Mark and Jan Smith have been organizing their neighbors into an opposition which has drawn support from the Southern Poverty Law Center and the Ogeecheee Riverkeeper.
As a result there has been some movement in the rail plan. The most recent version misses Mark and Jan Smith. But it still affects Mark’s brother, Blaine, and other relatives. Blaine doesn’t want to sell, either.
Tarbutton says he’s left with one option.
“I don't want to be in the conversation where we are having to condemn people,” Tarbutton said. “That's not who we are. But if no one talks to me, I don't have a choice.”
But does he have the right? Bill Maurer thinks not.
Maurer is an attorney with the Insititute for Justice, a nonprofit law firm specializing in eminent domain representing Shoals Road residents against the Sandersville Railroad.
“My interpretation of their argument is essentially that being a public utility is like being pregnant: You're either a public utility or you're not,” Maurer said.
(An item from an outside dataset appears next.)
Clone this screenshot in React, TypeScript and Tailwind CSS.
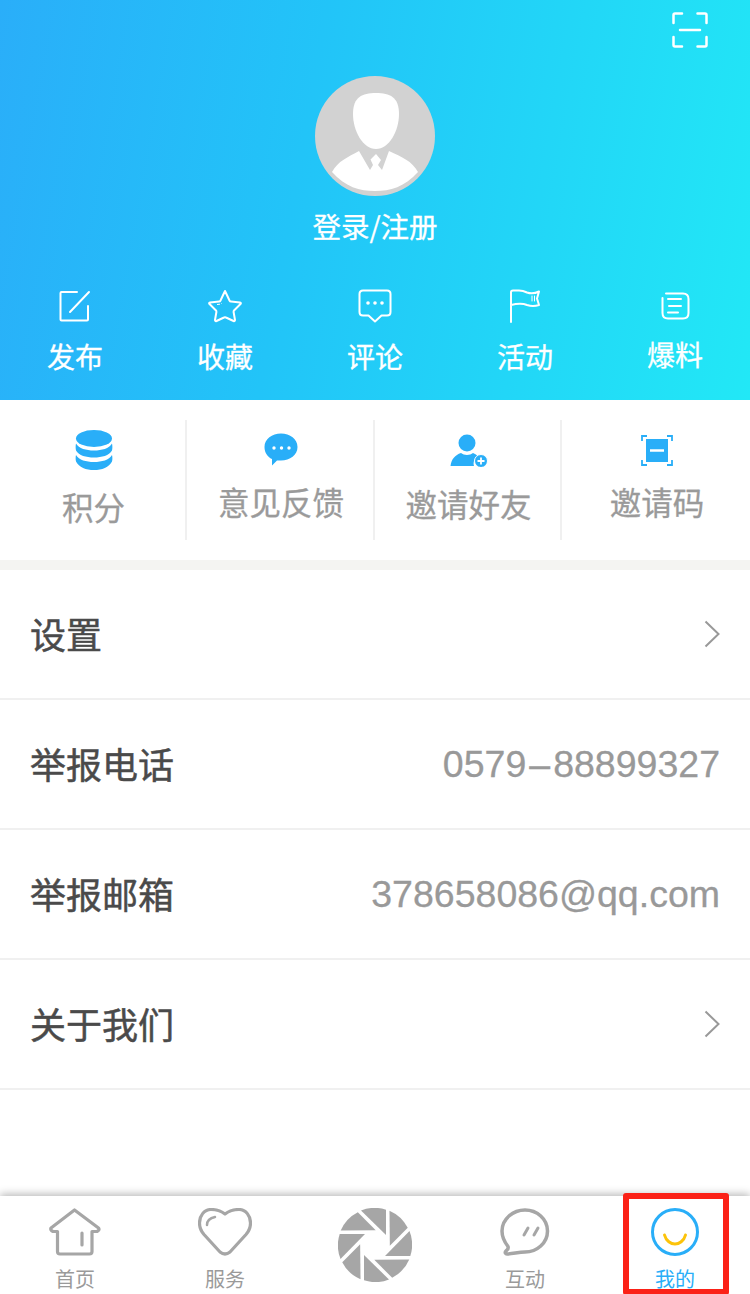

Maurer looks at Georgia law and sees something more nuanced.
“You have to be acting as a public utility when you use this power,” he said.
That means providing a public good, something everyone needs or can use, like electricity, drinking water or even a greenway trail.
As Tarbutton the railroad president sees it, he is offering that kind of utility.
“The railroads are providing a service. It's commerce,” he said.
Maurer counters that he just sees a few companies which stand to make a lot of money.
“And that's not a public use,” Maurer said.
Allen Haywood is Head of Industrial Development for Hancock County. He is also the mayor of Sparta, the county seat. He wants the rail spur in what is often cited as the most impoverished county in the state.
“We need the jobs," Haywood said. "We need something to keep the kids here when they graduate.
"We got nothing.”
Tarbutton and the railroad promise at least 12 new jobs with salaries offering a little better than five times the local per capita annual income of $18,000, about $90,000 a year.
What Allen Haywood really hopes is that the rail spur will help him recruit new industry to the area. He is prepared to testify in favor of the project and the use of eminent domain before Georgia’s five-member Public Service Commission, to whom it falls by law to decide the issue. That hearing is scheduled for November.
Meanwhile, from his kitchen where he bagged up field peas, Mark Smith remembered the words of his father.
“Don't give the land away, don't sell it, and don't let anybody take it.”